As winter softens into spring and I become less of a willing recluse, these are questions I will keep chewing on...

Here are some of my past & present "mentors":
* Laura from Little House on the Prairie--I was drawn to her sass, and the TV show was one of the few things we were allowed to watch growing up
*poet Sharon Olds--taught me I could write about anything; she still reminds me to stay rooted in my own body
*writer Gloria Anzaldua--humbled me into seeing a different version of history/heterosexism, changed the way I see immigration laws
*12th century abbess/composer Hildegard von Bingen--I still want to believe in songs and words that come from somewhere "Bigger" than ourselves
*The speaker in the Psalms
*Tori Amos--when I play out, it's just me and my piano ('nough said)

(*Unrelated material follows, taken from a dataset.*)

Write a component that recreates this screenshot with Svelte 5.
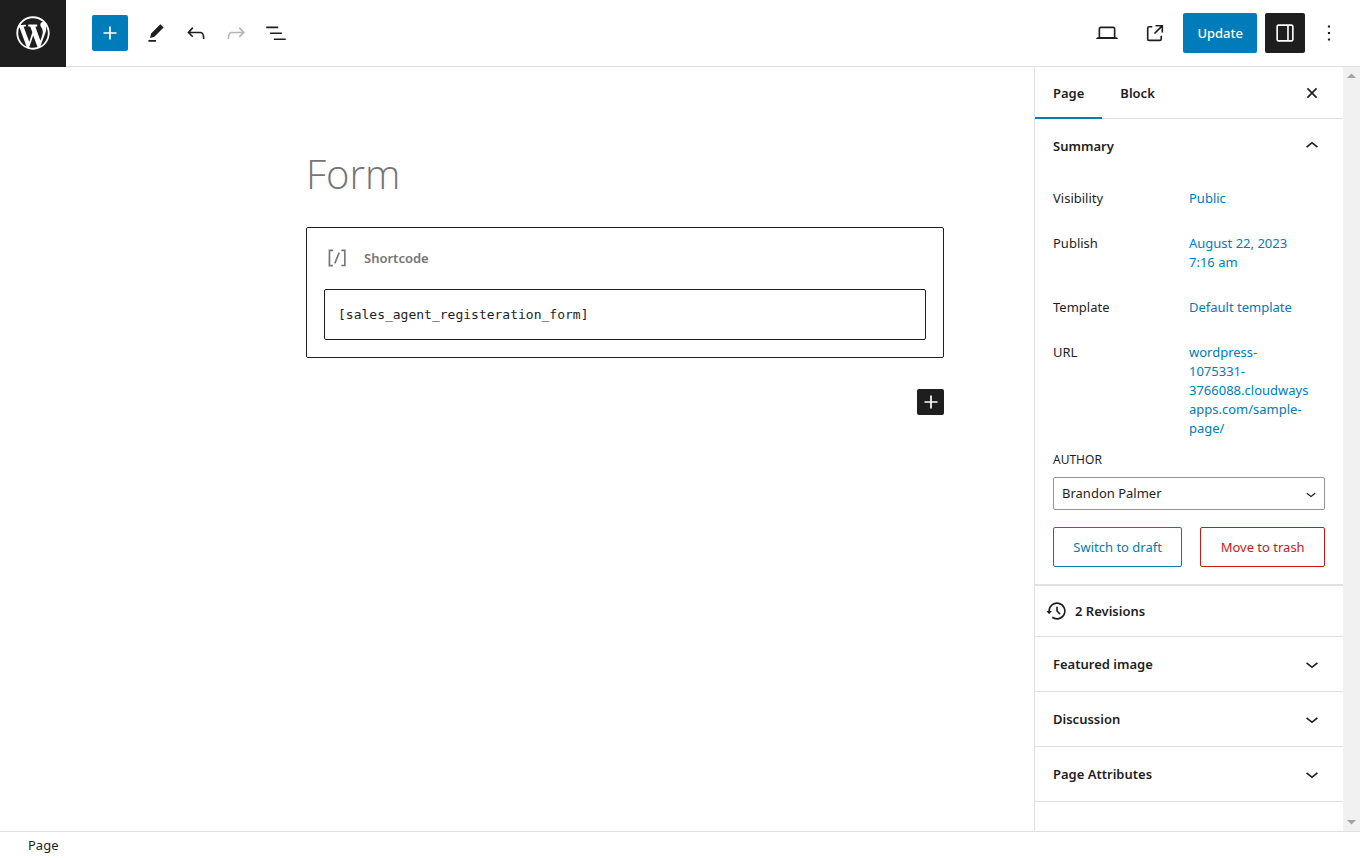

*Dar Williams/The Indigo Girls/Patti Griffin--taught me that songwriters can be serious poets too
*Felicity and Angela from "Felicity"/"My So-Called Life"--walked me through high school and undergrad, fed my "need" for drama in my life (I am a recovering "angst-addict"--well, off of the page, anyway!)
*poet Julia Kasdorf--showed me that American Mennonite women can write from the very core of the self--and thrive doing so
*My Grandma Ruth--told me to write instead of turn on the TV--but has also carried on generations of expected silence, passive/aggressiveness
*My big sister--though we've chosen different paths, she models what it means to be a mindful wife and mother.
*Mi madre--as cliche as it may seem to claim this mentor, my mom continues to teach me to reach for what matters; that it's never too late to tell the world, "No this is who I am."